Sometimes I forget that the world shares that the best way to respond to situations we are uncomfortable with is to avoid them. To project this radio silence to the person we want to not share our struggles or faults with. That it is easy to fully avoid instead of admitting our wrong and accepting fault. Honestly, I hate this so very much. I would rather put myself in the most uncomfortable situation, admitting my fault and seeking forgiveness and reconciliation then never speaking to someone again. But the way I live my life is not how others choose to live their lives. I can’t force someone to be fearless in the various things they do. But I can give someone the benefit of a doubt and accept the ways they respond. Granted, when someone responds with silence, it is a bit harder to accept.
I am sure we can all think of someone like this in our lives. The one we want to find out more answers from, re-establish mutual ground, create reconciliation, and find a way to move forward in our lives when the past is holding us back. Sometimes this will happen and I hope it can happen for you. But other times it will not happen at all. A part of our spirit will be crushed and we will be left to clean up the pieces. If this happens to you, remember that you have the power to do what you would like with these pieces. You can put them back together in a new way or try to put them together how they were before, even though they will be filled with holes. Your identity should never be wrapped up in another person, because fulfillment and true happiness cannot come from them. They are human, just like you, and they will let you down at some point.

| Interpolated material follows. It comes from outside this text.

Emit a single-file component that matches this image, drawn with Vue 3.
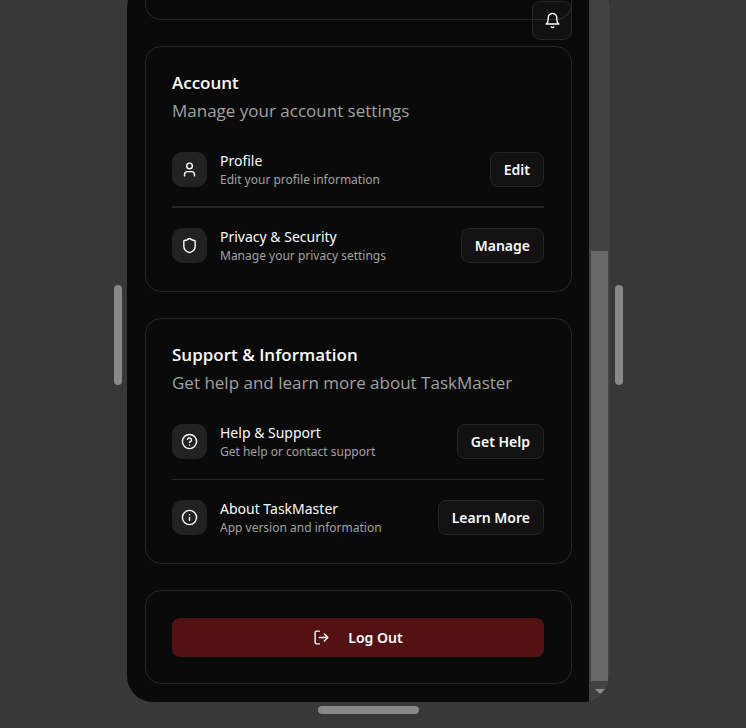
<script setup>
const sections = [
  {
    id: 'account',
    title: 'Account',
    text: 'Manage your account settings',
    strong: true,
    items: [
      { id: 'profile', icon: 'user', name: 'Profile', note: 'Edit your profile information', action: 'Edit' },
      { id: 'privacy', icon: 'shield', name: 'Privacy & Security', note: 'Manage your privacy settings', action: 'Manage' }
    ]
  },
  {
    id: 'support',
    title: 'Support & Information',
    text: 'Get help and learn more about TaskMaster',
    strong: false,
    items: [
      { id: 'help', icon: 'help', name: 'Help & Support', note: 'Get help or contact support', action: 'Get Help' },
      { id: 'about', icon: 'info', name: 'About TaskMaster', note: 'App version and information', action: 'Learn More' }
    ]
  }
]
</script>

<template>
  <div class="stage">
    <span class="handle side"></span>
    <div class="device">
      <main class="screen">
        <div class="card previous"></div>
        <button class="bell" type="button" aria-label="Notifications">
          <svg class="icon" viewBox="0 0 24 24"><path d="M10.3 21a1.94 1.94 0 0 0 3.4 0" /><path d="M6 8a6 6 0 0 1 12 0c0 7 3 9 3 9H3s3-2 3-9" /></svg>
        </button>

        <section v-for="section in sections" :key="section.id" class="card" :aria-labelledby="section.id">
          <header class="head">
            <h2 :id="section.id" class="title">{{ section.title }}</h2>
            <p class="text">{{ section.text }}</p>
          </header>
          <template v-for="(item, index) in section.items" :key="item.id">
            <hr v-if="index" class="line" :class="{ strong: section.strong }" />
            <div class="row">
              <span class="tile">
                <svg class="icon" viewBox="0 0 24 24">
                  <template v-if="item.icon === 'user'">
                    <circle cx="12" cy="7" r="4" />
                    <path d="M19 21v-2a4 4 0 0 0-4-4H9a4 4 0 0 0-4 4v2" />
                  </template>
                  <path v-else-if="item.icon === 'shield'" d="M20 13c0 5-3.5 7.5-7.66 8.95a1 1 0 0 1-.67-.01C7.5 20.5 4 18 4 13V6a1 1 0 0 1 1-1c2 0 4.5-1.2 6.24-2.72a1.17 1.17 0 0 1 1.52 0C14.51 3.81 17 5 19 5a1 1 0 0 1 1 1z" />
                  <template v-else-if="item.icon === 'help'">
                    <circle cx="12" cy="12" r="10" />
                    <path d="M9.09 9a3 3 0 0 1 5.83 1c0 2-3 3-3 3M12 17h.01" />
                  </template>
                  <template v-else>
                    <circle cx="12" cy="12" r="10" />
                    <path d="M12 16v-4M12 8h.01" />
                  </template>
                </svg>
              </span>
              <div class="label">
                <h3 class="name">{{ item.name }}</h3>
                <p class="note">{{ item.note }}</p>
              </div>
              <button class="action" type="button">{{ item.action }}</button>
            </div>
          </template>
        </section>

        <section class="card session">
          <button class="logout" type="button">
            <svg class="icon" viewBox="0 0 24 24"><path d="M9 21H5a2 2 0 0 1-2-2V5a2 2 0 0 1 2-2h4M16 17l5-5-5-5M21 12H9" /></svg>
            Log Out
          </button>
        </section>
      </main>
      <div class="scrollbar" aria-hidden="true">
        <span class="before"></span>
        <span class="thumb"></span>
        <span class="arrow"></span>
      </div>
    </div>
    <span class="handle side"></span>
    <span class="handle bottom"></span>
  </div>
</template>

<style>
body {
  margin: 0;
  background: #383838;
}
</style>

<style scoped>
.stage {
  box-sizing: border-box;
  min-height: 100vh;
  padding: 0 123px 0 114px;
  overflow: hidden;
  display: grid;
  grid-template-columns: 8px minmax(0, 1fr) 8px;
  grid-template-rows: auto 1fr;
  column-gap: 5px;
  row-gap: 4px;
  background: #383838;
  color: #fafafa;
  font-family: "Segoe UI", "Noto Sans", sans-serif;
}

.handle {
  border-radius: 4px;
  background: #888;
}

.side {
  align-self: center;
  height: 100px;
  margin-bottom: 32px;
}

.bottom {
  grid-column: 2;
  justify-self: center;
  width: 101px;
  height: 8px;
}

.device {
  display: flex;
  margin-top: -18px;
  border-radius: 26px;
  overflow: hidden;
  background: #0a0a0a;
}

.screen {
  position: relative;
  flex: 1;
  min-width: 0;
  display: flex;
  flex-direction: column;
  gap: 26px;
  padding: 0 17px 18px 18px;
}

.card {
  box-sizing: border-box;
  padding: 26px 27px 26px 26px;
  border: 1px solid #262626;
  border-radius: 16px;
}

.previous {
  height: 38px;
  padding: 0;
  border-top: 0;
  border-radius: 0 0 16px 16px;
}

.session {
  padding-top: 27px;
}

.icon {
  width: 17px;
  height: 17px;
  fill: none;
  stroke: currentColor;
  stroke-width: 2;
  stroke-linecap: round;
  stroke-linejoin: round;
}

.bell {
  position: absolute;
  top: 19px;
  right: 17px;
  width: 40px;
  height: 39px;
  display: grid;
  place-items: center;
  padding: 0;
  border: 1px solid #262626;
  border-radius: 8px;
  background: rgba(255, 255, 255, 0.03);
  color: #fafafa;
}

.head {
  margin-bottom: 25px;
  font-family: "Segoe UI", "Open Sans", sans-serif;
}

.title,
.text,
.name,
.note {
  margin: 0;
}

.title {
  font-size: 17px;
  font-weight: 600;
  line-height: 20px;
}

.text {
  margin-top: 4px;
  font-size: 17px;
  line-height: 28px;
  color: #a1a1a1;
}

.row {
  display: flex;
  align-items: center;
  gap: 13px;
}

.tile {
  width: 35px;
  height: 35px;
  display: grid;
  place-items: center;
  border-radius: 10px;
  background: #222;
}

.label {
  flex: 1;
  min-width: 0;
}

.name {
  font-size: 14px;
  font-weight: 400;
  line-height: 21px;
}

.note {
  font-size: 12px;
  line-height: 18px;
  color: #a1a1a1;
}

.line {
  height: 1px;
  margin: 18px 0;
  border: 0;
  background: #262626;
}

.strong {
  height: 2px;
  margin: 17px 0 18px;
}

.action,
.logout {
  font-family: inherit;
  font-size: 14px;
  font-weight: 600;
  color: #fafafa;
  border-radius: 8px;
}

.action {
  height: 35px;
  padding: 0 13px;
  border: 1px solid #262626;
  background: #121212;
}

.logout {
  width: 100%;
  height: 39px;
  display: flex;
  align-items: center;
  justify-content: center;
  gap: 18px;
  padding: 0;
  border: 0;
  background: #521214;
}

.scrollbar {
  width: 21px;
  display: flex;
  flex-direction: column;
  align-items: center;
  background: #424242;
}

.before {
  flex: 5;
}

.thumb {
  flex: 8;
  width: 17px;
  background: #686868;
}

.arrow {
  height: 21px;
  display: grid;
  place-items: center;
}

.arrow::after {
  content: "";
  border: 5px solid transparent;
  border-top-color: #8c8c8c;
  border-bottom: 0;
}
</style>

You shouldn’t do something, like running, to seek attention from them. Even though this seems to be a common theme in the running community. Keep in mind that if they choose to not speak to you, that is their own choice and it has nothing to do with you. It will be hard to accept this because it is our own instinct to place this weight on ourselves. Just remember, that you are strong. You have the power to rewrite your story. Never lose sight of who you are and where you should find your own value and worth.